In der Champions League ging Subotics Teamkollege Sven Bender K.o. — gegen den FC Arsenal zog sich Bender einen doppelten Kieferbruch zu. Sebastian Kehl traf es gegen Olympique Marseille mit einer schweren Prellung des Augapfels und des Jochbeins noch verhältnismäßig glimpflich. Dennoch stellte er fest: "Ich sehe aus wie nach einem Kampf gegen beide Klitschkos gleichzeitig." Im Europapokal gegen Larnaka traf Joel Matip Mitspieler Klaas-Jan Huntelaar im Gesicht. Das Ergebnis: ein doppelter Bruch des Nasenbeins.

Die Häufigkeit schwerer Verletzungen dieser Art ist auffällig. Die Experten sind uneins, woran es liegt. Ist das Spiel brutaler geworden? Anzeichen dafür gibt es nicht. Dafür sind die Fälle zu unterschiedlich, selten konnte man dem Verursacher wirklich Absicht unterstellen. Tatsächlich ist der Grund profan: Der moderne Fußball wird immer schneller — und damit auch schwerer für die Beteiligten zu kontrollieren. Es kommt daher vermehrt zu Unachtsamkeiten verbunden mit schlimmen Folgen.

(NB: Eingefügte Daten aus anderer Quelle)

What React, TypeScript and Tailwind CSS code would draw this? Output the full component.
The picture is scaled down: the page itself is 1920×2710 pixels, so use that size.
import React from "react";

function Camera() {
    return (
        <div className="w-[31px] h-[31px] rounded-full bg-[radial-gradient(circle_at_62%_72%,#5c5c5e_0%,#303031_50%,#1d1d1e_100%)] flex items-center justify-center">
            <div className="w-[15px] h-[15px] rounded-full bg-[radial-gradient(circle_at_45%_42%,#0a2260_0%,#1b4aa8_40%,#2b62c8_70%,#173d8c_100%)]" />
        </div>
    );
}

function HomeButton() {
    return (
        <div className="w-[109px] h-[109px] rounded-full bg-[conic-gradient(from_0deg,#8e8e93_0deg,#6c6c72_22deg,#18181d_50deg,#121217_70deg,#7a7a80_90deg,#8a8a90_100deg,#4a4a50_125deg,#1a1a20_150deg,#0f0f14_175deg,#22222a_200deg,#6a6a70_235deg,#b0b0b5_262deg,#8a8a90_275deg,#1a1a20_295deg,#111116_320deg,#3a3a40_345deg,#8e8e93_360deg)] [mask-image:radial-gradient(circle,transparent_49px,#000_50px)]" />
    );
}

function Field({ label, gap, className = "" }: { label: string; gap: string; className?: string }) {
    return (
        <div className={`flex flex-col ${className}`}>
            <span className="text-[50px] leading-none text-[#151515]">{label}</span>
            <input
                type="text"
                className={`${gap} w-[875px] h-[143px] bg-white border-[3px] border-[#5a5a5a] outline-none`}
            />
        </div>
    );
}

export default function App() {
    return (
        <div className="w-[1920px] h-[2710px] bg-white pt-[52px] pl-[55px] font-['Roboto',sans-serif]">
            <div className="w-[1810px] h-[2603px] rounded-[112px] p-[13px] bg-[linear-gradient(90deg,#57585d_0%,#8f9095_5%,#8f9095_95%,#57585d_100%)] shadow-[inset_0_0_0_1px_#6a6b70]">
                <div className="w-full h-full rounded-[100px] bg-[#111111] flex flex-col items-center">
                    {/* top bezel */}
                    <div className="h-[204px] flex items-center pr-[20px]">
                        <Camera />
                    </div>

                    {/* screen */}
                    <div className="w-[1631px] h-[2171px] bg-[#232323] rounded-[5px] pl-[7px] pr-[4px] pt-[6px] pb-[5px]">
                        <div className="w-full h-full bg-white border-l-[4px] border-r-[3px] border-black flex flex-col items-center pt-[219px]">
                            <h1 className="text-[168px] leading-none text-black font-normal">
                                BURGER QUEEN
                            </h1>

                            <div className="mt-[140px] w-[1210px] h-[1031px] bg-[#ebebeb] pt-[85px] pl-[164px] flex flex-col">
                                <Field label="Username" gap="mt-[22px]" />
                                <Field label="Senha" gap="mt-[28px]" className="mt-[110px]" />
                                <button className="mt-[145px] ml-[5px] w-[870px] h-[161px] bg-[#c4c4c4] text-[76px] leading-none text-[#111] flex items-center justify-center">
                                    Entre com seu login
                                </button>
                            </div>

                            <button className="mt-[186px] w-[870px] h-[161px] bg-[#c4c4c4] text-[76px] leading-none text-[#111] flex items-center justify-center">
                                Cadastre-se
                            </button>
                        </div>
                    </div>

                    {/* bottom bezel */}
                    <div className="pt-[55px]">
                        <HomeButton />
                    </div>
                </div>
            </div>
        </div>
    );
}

Beim Deutschen Fußball-Bund (DFB) will man die Angelegenheit noch nicht dramatisieren. Man zeigt sich allerdings besorgt über die Entwicklung. "Es ist auffällig, wie häufig sich Spieler derzeit im Gesicht verletzen", sagt Klaus Eder, Physiotherapeut der Nationalmannschaft. "Es bleibt kaum Zeit, den Ball vernünftig anzunehmen. Die hohe Spielgeschwindigkeit kann ein Grund dafür sein, dass unachtsamer gespielt wird. Dadurch kommt es dann zu Zusammenstößen mit den bekannten Folgen."

Der DFB hat schon in der Vergangenheit reagiert, als sich absichtliche Ellenbogenschläge derart häuften, dass eine Regeländerung nötig war. Seitdem sind die Schiedsrichter angehalten, brutale Aktionen mit dem Ellenbogen mit Platzverweis zu bestrafen. Zu selten wird davon gebraucht gemacht, weil es im Spiel oft nur schwer zu erkennen ist. Wenn es kracht, ist der Gesichtsbereich ein höchst sensibles Gebiet. "Gerade der Bereich unter dem Auge sowie der Boden der Augenhöhle ist bruchgefährdet", erklärt DFB-Arzt Josef Schmitt. "Das Risiko nehmen die Spieler in Kauf."